Albany is the bully of the Northeast Conference largely because of a massive offensive line anchored by 6-foot-7, 340-pound Raphael Nguti.

Duquesne is the newcomer in the conference and offered athletic scholarships for the first time this year.

Albany parlayed its superior strength and depth into a 33-23 victory against Duquesne yesterday at Rooney Field.

"They've had three years of scholarships and we've had one year; that makes a big difference," Duquesne coach Jerry Schmitt said. "They're pretty physical with their offensive line controlling the ball. Their line did start to wear on us."

The Great Danes (2-3, 1-0) played keepaway from the Dukes (2-2, 1-1) in the second half with a punishing ground game that featured David McCarty, who finished with 230 yards rushing on 37 carries and three receptions for 40 yards and a touchdown.

"We didn't get enough touches in the second half to get our offense going," Schmitt said. The Dukes ran just 27 plays from scrimmage after taking 48 snaps in the first half.

Albany, picked to repeat as NEC champion, played its fifth consecutive game on the road with the losses coming against teams ranked nationally at the time.

"I was really nervous because it's tough to judge them on films, because they were going against ranked teams," Schmitt said. "It was hard to gauge where they were. We stood toe-to-toe with them in the first half."

The Dukes dominated the total yards (278-154) and time of possession (19:19-10:41), but the Great Danes held a 20-17 advantage at halftime thanks to a fumble recovery deep in Duquesne territory and two defensive stops. Twice Duquesne went for it on fourth-and-short and twice the Danes stopped the Dukes -- on an incomplete pass at the Albany 35 and a sneak by quarterback Connor Dixon at the Albany 43.

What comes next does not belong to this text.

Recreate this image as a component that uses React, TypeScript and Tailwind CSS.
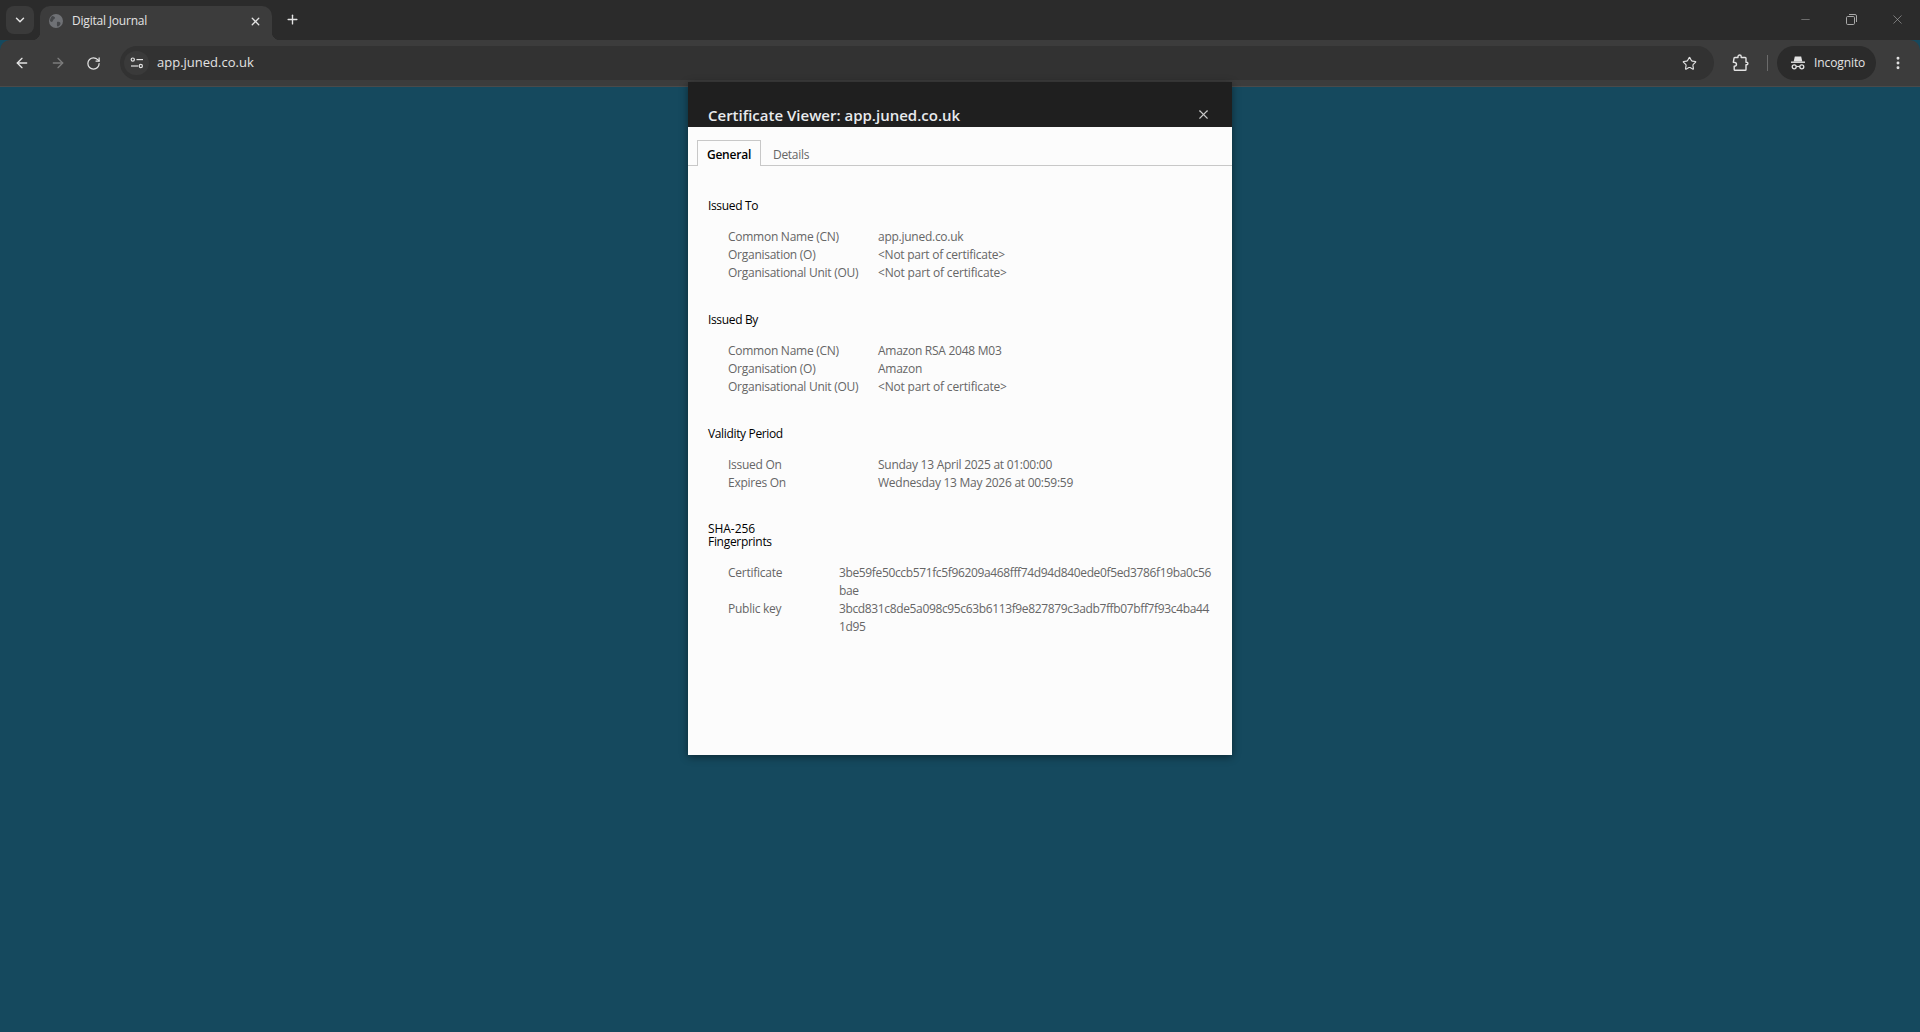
import React from "react";
import { X, Plus, ChevronDown, ArrowLeft, ArrowRight, RotateCw, Star, Minus, EllipsisVertical } from "lucide-react";

const font = "font-['Open_Sans','Noto_Sans',sans-serif]";

function Row({ label, value, narrow }: { label: string; value: React.ReactNode; narrow?: boolean }) {
  return (
    <div className={narrow ? "grid grid-cols-[111px_1fr]" : "grid grid-cols-[150px_1fr]"}>
      <div className="whitespace-nowrap">{label}</div>
      <div className={narrow ? "whitespace-nowrap tracking-[-0.36px]" : "whitespace-nowrap"}>{value}</div>
    </div>
  );
}

function Section({ title, children, className }: { title: React.ReactNode; children: React.ReactNode; className?: string }) {
  return (
    <section className={className}>
      <h2 className="text-[12px] leading-[18px] tracking-[-0.35px] text-black">{title}</h2>
      <div className="mt-[13px] pl-[20px] text-[12px] leading-[18px] tracking-[-0.26px] text-[#666666]">{children}</div>
    </section>
  );
}

function IncognitoIcon() {
  return (
    <svg width="16" height="16" viewBox="0 0 16 16" className="text-[#e3e3e3]" fill="none" stroke="currentColor">
      <path d="M3.700 6.400 4.800 1.500h6.400l1.100 4.900z" fill="currentColor" stroke="none" />
      <path d="M1 7.200h14" strokeWidth="1.400" />
      <circle cx="4.200" cy="11.800" r="2" strokeWidth="1.300" />
      <circle cx="11.800" cy="11.800" r="2" strokeWidth="1.300" />
      <path d="M6.200 11.500h3.600" strokeWidth="1.200" />
    </svg>
  );
}

function ExtensionIcon() {
  return (
    <svg width="17" height="18" viewBox="0 0 17 18" fill="none" stroke="#e3e3e3" strokeWidth="1.400" strokeLinejoin="round">
      <path d="M6 3.500V2.600a1.600 1.600 0 0 1 3.200 0v.9h4a.8.800 0 0 1 .8.800v3.900h.6a1.300 1.300 0 0 1 0 2.600H14v4.600a.8.800 0 0 1-.8.800H3a.8.800 0 0 1-.8-.8v-3.300c1.600 0 2.300-.8 2.300-1.900S3.400 8.300 1.300 8.300l.7-4a.8.800 0 0 1 .8-.8z" />
    </svg>
  );
}

function RestoreIcon() {
  return (
    <svg width="11" height="11" viewBox="0 0 11 11" fill="none" stroke="#a8a8a8">
      <rect x="0.500" y="2.500" width="8" height="8" rx="1.200" />
      <path d="M3 .5h6a1.500 1.500 0 0 1 1.500 1.500v6" />
    </svg>
  );
}

function TuneIcon() {
  return (
    <svg width="14" height="12" viewBox="0 0 14 12" fill="none" stroke="#e3e3e3" strokeWidth="1.200">
      <circle cx="2.800" cy="2.600" r="1.600" />
      <path d="M6.500 2.600H13" />
      <circle cx="10.800" cy="9" r="1.600" />
      <path d="M1 9h7.200" />
    </svg>
  );
}

function Globe() {
  return (
    <svg width="14" height="14" viewBox="0 0 14 14">
      <circle cx="7" cy="7" r="7" fill="#6f7175" />
      <path d="M3 2c2 .2 3 1 3 2S4.500 5 4 6.500 3 8.500 1 7C1 5 2 3 3 2zM8 8c2-.8 3.500 0 3.500 1.500S9.500 13 8.500 12.500 8 10 8 8z" fill="#45474a" />
    </svg>
  );
}

export default function App() {
  return (
    <div className={`flex h-[1032px] w-full flex-col overflow-hidden bg-[#15495e] ${font}`}>
      <header className="flex h-10 shrink-0 items-start bg-[#2b2b2b] pl-[6px] pr-0">
        <button className="mt-[6px] flex h-7 w-7 items-center justify-center rounded-lg bg-[#3a3a3a] text-[#e3e3e3]">
          <ChevronDown size={14} strokeWidth={2.500} />
        </button>
        <div className="relative ml-[6px] mt-[6px] flex h-[34px] w-[232px] items-center rounded-t-[10px] bg-[#3c3c3c] pb-[4px] pl-[9px] pr-[10px]">
          <span className="absolute bottom-0 left-[-8px] h-2 w-2 bg-[radial-gradient(circle_at_0_0,transparent_8px,#3c3c3c_8.500px)]" />
          <span className="absolute bottom-0 right-[-8px] h-2 w-2 bg-[radial-gradient(circle_at_100%_0,transparent_8px,#3c3c3c_8.500px)]" />
          <Globe />
          <span className="ml-[9px] flex-1 text-[12px] tracking-[-0.2px] text-[#e3e3e3]">Digital Journal</span>
          <X size={13} strokeWidth={2.400} className="text-[#e3e3e3]" />
        </div>
        <Plus size={15} strokeWidth={2.200} className="ml-[13px] mt-[12px] text-[#e3e3e3]" />
        <div className="ml-auto flex h-10 items-center pb-[1px]">
          <div className="flex w-[46px] justify-center"><Minus size={13} strokeWidth={1} className="text-[#a8a8a8]" /></div>
          <div className="flex w-[46px] justify-center"><RestoreIcon /></div>
          <div className="flex w-[46px] justify-center"><X size={15} strokeWidth={1} className="text-[#a8a8a8]" /></div>
        </div>
      </header>

      <nav className="z-0 flex h-[47px] shrink-0 items-start rounded-t-[10px] border-b border-[#4a4a4a] bg-[#3c3c3c] pl-[14px] pt-[6px]">
        <div className="flex h-[34px] items-center gap-[20px] text-[#e3e3e3]">
          <ArrowLeft size={16} strokeWidth={2} />
          <ArrowRight size={16} strokeWidth={2} className="text-[#7c7c7c]" />
          <RotateCw size={15} strokeWidth={2} />
        </div>
        <div className="ml-[19px] flex h-[34px] w-[1594px] items-center rounded-full bg-[#323232] pl-[4px] pr-[17px]">
          <div className="flex h-[24px] w-[25px] items-center justify-center rounded-full bg-[#3a3a3a]"><TuneIcon /></div>
          <span className="ml-[8px] flex-1 text-[13px] text-[#e3e3e3]">app.juned.co.uk</span>
          <Star size={15} strokeWidth={1.800} className="text-[#e3e3e3]" />
        </div>
        <div className="flex h-[34px] items-center">
          <div className="ml-[18px]"><ExtensionIcon /></div>
          <div className="ml-[18px] h-[16px] w-px bg-[#6b6b6b]" />
          <div className="ml-[9px] flex h-[34px] w-[99px] items-center rounded-full bg-[#2b2b2b] pl-[13px]">
            <IncognitoIcon />
            <span className="ml-[8px] text-[12px] tracking-[-0.1px] text-[#e3e3e3]">Incognito</span>
          </div>
          <EllipsisVertical size={16} strokeWidth={2.400} className="ml-[14px] text-[#e3e3e3]" />
        </div>
      </nav>

      <main className="z-10 mt-[-5px] flex flex-1 justify-center">
        <div className="h-[673px] w-[544px] bg-[#fcfcfc] shadow-[0_2px_8px_rgba(0,0,0,0.45)]">
          <div className="flex h-[45px] items-end justify-between bg-[#1f1f1f] pl-[20px] pr-[21px]">
            <h1 className="pb-[2px] text-[15px] font-semibold leading-[20px] text-[#e8eaed]">Certificate Viewer: app.juned.co.uk</h1>
            <X size={15} strokeWidth={1.800} className="mb-[5px] text-[#c8c8c8]" />
          </div>
          <div className="flex h-[39px] items-end border-b border-[#c8c8c8] pl-[9px] text-[12px] tracking-[-0.2px]">
            <div className="flex h-[26px] w-[64px] translate-y-px items-center justify-center border border-b-0 border-[#c8c8c8] bg-[#fcfcfc] pt-[3px] font-semibold text-black">General</div>
            <div className="ml-[12px] flex h-[26px] translate-y-px items-center pt-[3px] tracking-[-0.3px] text-[#666666]">Details</div>
          </div>
          <div className="px-[20px] pt-[31px]">
            <Section title="Issued To">
              <Row label="Common Name (CN)" value="app.juned.co.uk" />
              <Row label="Organisation (O)" value="<Not part of certificate>" />
              <Row label="Organisational Unit (OU)" value={<span className="tracking-[-0.18px]">{"<Not part of certificate>"}</span>} />
            </Section>
            <Section title="Issued By" className="mt-[29px]">
              <Row label="Common Name (CN)" value="Amazon RSA 2048 M03" />
              <Row label="Organisation (O)" value="Amazon" />
              <Row label="Organisational Unit (OU)" value={<span className="tracking-[-0.18px]">{"<Not part of certificate>"}</span>} />
            </Section>
            <Section title="Validity Period" className="mt-[29px]">
              <Row label="Issued On" value="Sunday 13 April 2025 at 01:00:00" />
              <Row label="Expires On" value="Wednesday 13 May 2026 at 00:59:59" />
            </Section>
            <section className="mt-[30px]">
              <h2 className="text-[12px] leading-[13px] tracking-[-0.3px] text-black"><span className="tracking-[-0.05px]">SHA-256</span><br />Fingerprints</h2>
              <div className="mt-[16px] pl-[20px] text-[12px] leading-[18px] tracking-[-0.26px] text-[#666666]">
                <Row narrow label="Certificate" value={<>3be59fe50ccb571fc5f96209a468fff74d94d840ede0f5ed3786f19ba0c56<br />bae</>} />
                <Row narrow label="Public key" value={<>3bcd831c8de5a098c95c63b6113f9e827879c3adb7ffb07bff7f93c4ba44<br />1d95</>} />
              </div>
            </section>
          </div>
        </div>
      </main>
    </div>
  );
}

Duquesne took a 7-0 lead on its first possession, with Cleo Williams running 20 yards for a touchdown. Albany tied it 7-7 on Colin Simmons' 2-yard run and went up 14-7 early in the second quarter on Vinny Esposito's 2-yard run.

The Dukes pulled into a 14-14 tie on Dixon's 42-yard pass to Conrad Carter and made it 17-14 on Mark Troyan's 20-yard field goal. Albany completed the scoring in the first half on Esposito's 24-yard touchdown pass to McCarty.

The second half belonged to Albany.

The Dukes made a final frantic gasp on Dixon's 41-yard touchdown pass to tight end Sean Bunevich to make it 33-23 with 1:13 remaining. The Dukes recovered an onside kick but went nowhere. Bunevich, a 6-4, 230-pound junior, had career highs of eight catches for 163 yards, but the touchdown was his only reception in the second half.

Dixon had an erratic performance, completing 21 of 46 for 338 yards and two touchdowns. He was intercepted three times and sacked four times.

Duquesne linebacker Nathan Totino, a sophomore from Seton-LaSalle, had 23 tackles, forced a fumble and recovered the onside kick.